Delgado, on the other hand, said he does feel safe.

“I understand why folks who aren’t as familiar with our city may feel insecure walking our city streets … I understand why certain more vulnerable populations in our city may have reason to feel unsafe, particularly the women of our city who are at a higher risk of being attacked or otherwise harassed,” he said.

But Delgado argues more police won’t solve the problem.

“Safer streets are the result of investment in community, addressing the root causes of crime, not just throwing people in cages and hoping that the problems go away,” he said.

Oversight and Public Bargaining

This year’s election – and the potential shifts to cities’ political balances of power – come at a time when towns like Anaheim and Santa Ana are rethinking police policy. 

Officials in both cities are pushing to negotiate police officer salaries in public. 

And in Santa Ana this year, council members directed staff to come back with options for changing providers of the police department’s policy manual, citing a Voice of OC report from 2020 that counted at least $24 million in police lawsuit costs to taxpayers over a decade. 

And despite the dais’ ideological divide, there are some things everyone can agree on, like the need for some type of police review panel. 

“You’re not having to convince any of us about oversight,” Bacerra said. 

But the election can affect the newly-minted panel’s future trajectory, Escamilla said. There are certain things the panel in its current state can’t do, like conduct truly independent investigations of police misconduct, without amendments to the city charter.
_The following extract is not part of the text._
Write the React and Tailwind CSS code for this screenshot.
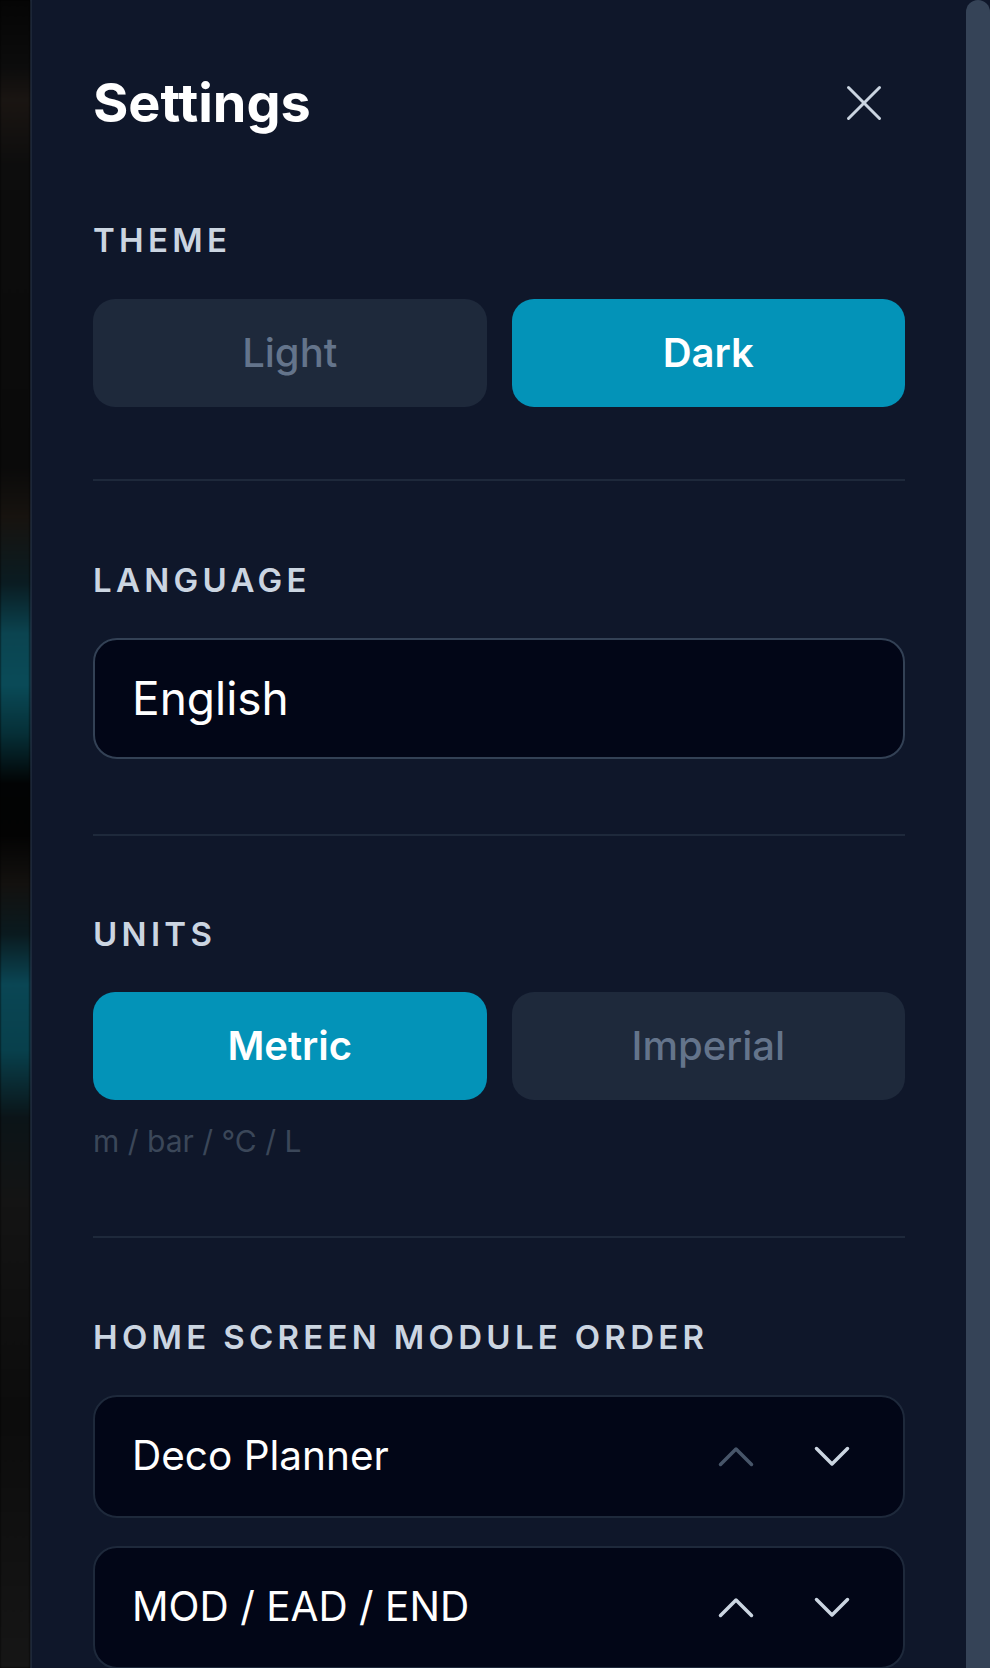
import React, { useState } from "react";

const modulesInit = ["Deco Planner", "MOD / EAD / END"];

const Label = ({ children }) => (
  <h3 className="text-[33px] leading-[40px] font-semibold tracking-[0.13em] text-[#cbd5e1] uppercase">
    {children}
  </h3>
);

const Divider = () => <div className="h-[2px] bg-[#1e293b]" />;

const Toggle = ({ options, value, onChange }) => (
  <div className="grid grid-cols-2 gap-[25px]">
    {options.map((opt) => (
      <button
        key={opt}
        onClick={() => onChange(opt)}
        className={`h-[108px] rounded-[22px] flex items-center justify-center text-[40px] ${
          value === opt
            ? "bg-[#0393b8] text-white font-semibold"
            : "bg-[#1e293b] text-[#64748b] font-medium"
        }`}
      >
        {opt}
      </button>
    ))}
  </div>
);

const Chevron = ({ up, disabled }) => (
  <button className="w-[58px] h-[58px] flex items-center justify-center">
    <svg
      width="36"
      height="21"
      viewBox="0 0 36 21"
      fill="none"
      stroke={disabled ? "#475569" : "#cbd5e1"}
      strokeWidth="3.5"
      strokeLinecap="round"
      strokeLinejoin="round"
    >
      {up ? (
        <polyline points="2.5,18.5 18,3 33.5,18.5" />
      ) : (
        <polyline points="2.5,2.5 18,18 33.5,2.5" />
      )}
    </svg>
  </button>
);

const App = () => {
  const [theme, setTheme] = useState("Dark");
  const [units, setUnits] = useState("Metric");
  const [modules] = useState(modulesInit);

  return (
    <div className="flex h-[1668px] overflow-hidden bg-black font-['Inter','Liberation_Sans',sans-serif]">
      {/* blurred backdrop peeking out on the left */}
      <div className="w-[30px] shrink-0 bg-[linear-gradient(180deg,#050505_0%,#0c0c0c_4%,#1a1512_6%,#0d0d0d_10%,#0a0a0a_28%,#17130f_31%,#0a1c22_35%,#0b4450_38%,#0a4b58_41%,#062f37_44%,#020304_47%,#030303_50%,#13110f_53%,#0a1a1f_56%,#0a4654_59%,#08404c_63%,#0b1418_67%,#141414_72%,#0c0c0c_85%,#161616_100%)] blur-[1px]" />

      {/* panel */}
      <div className="flex-1 bg-[#0f172a] border-l-2 border-[#1e293b] pl-[61px] pr-[61px] pt-[71px]">
        <div className="flex items-center justify-between">
          <h2 className="text-[54px] leading-[64px] font-bold text-white">Settings</h2>
          <button className="mr-[23px]">
            <svg
              width="36"
              height="36"
              viewBox="0 0 36 36"
              fill="none"
              stroke="#cbd5e1"
              strokeWidth="3"
              strokeLinecap="round"
            >
              <line x1="2.5" y1="2.5" x2="33.5" y2="33.5" />
              <line x1="33.5" y1="2.5" x2="2.5" y2="33.5" />
            </svg>
          </button>
        </div>

        {/* Theme */}
        <div className="mt-[85px]">
          <Label>Theme</Label>
          <div className="mt-[39px]">
            <Toggle options={["Light", "Dark"]} value={theme} onChange={setTheme} />
          </div>
        </div>

        <div className="mt-[72px]">
          <Divider />
        </div>

        {/* Language */}
        <div className="mt-[79px]">
          <Label>Language</Label>
          <div className="mt-[38px] h-[121px] rounded-[24px] border-2 border-[#334155] bg-[#020617] pl-[37px] flex items-center">
            <span className="text-[46px] text-white">English</span>
          </div>
        </div>

        <div className="mt-[75px]">
          <Divider />
        </div>

        {/* Units */}
        <div className="mt-[78px]">
          <Label>Units</Label>
          <div className="mt-[38px]">
            <Toggle options={["Metric", "Imperial"]} value={units} onChange={setUnits} />
          </div>
          <p className="mt-[22px] text-[30px] leading-[38px] text-[#3b4759]">m / bar / °C / L</p>
        </div>

        <div className="mt-[76px]">
          <Divider />
        </div>

        {/* Module order */}
        <div className="mt-[79px]">
          <Label>Home Screen Module Order</Label>
          <div className="mt-[38px] flex flex-col gap-[28px]">
            {modules.map((m, i) => (
              <div
                key={m}
                className="h-[123px] shrink-0 rounded-[24px] border-2 border-[#1e293b] bg-[#020617] pl-[37px] pr-[42px] flex items-center justify-between"
              >
                <span className="text-[40.5px] text-white">{m}</span>
                <div className="flex items-center gap-[38px]">
                  <Chevron up disabled={i === 0} />
                  <Chevron />
                </div>
              </div>
            ))}
          </div>
        </div>
      </div>

      {/* scrollbar */}
      <div className="w-[24px] shrink-0 bg-[#0f172a]">
        <div className="h-full rounded-t-full bg-[#354357]" />
      </div>
    </div>
  );
};

export default App;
The future council post-election would need to approve such changes to go on a ballot measure before voters in the next election two years from now.

“The bigger question is not so much, ‘Will there be some kind of oversight board?” Escamilla said. “It’s, ‘Will there be any real teeth to it?’”

Correction: An earlier version of this story incorrectly stated that the Santa Ana police union spent money on mailers supporting OC Supervisor candidate Vicente Sarmiento. That money was spent in opposition. We regret the error.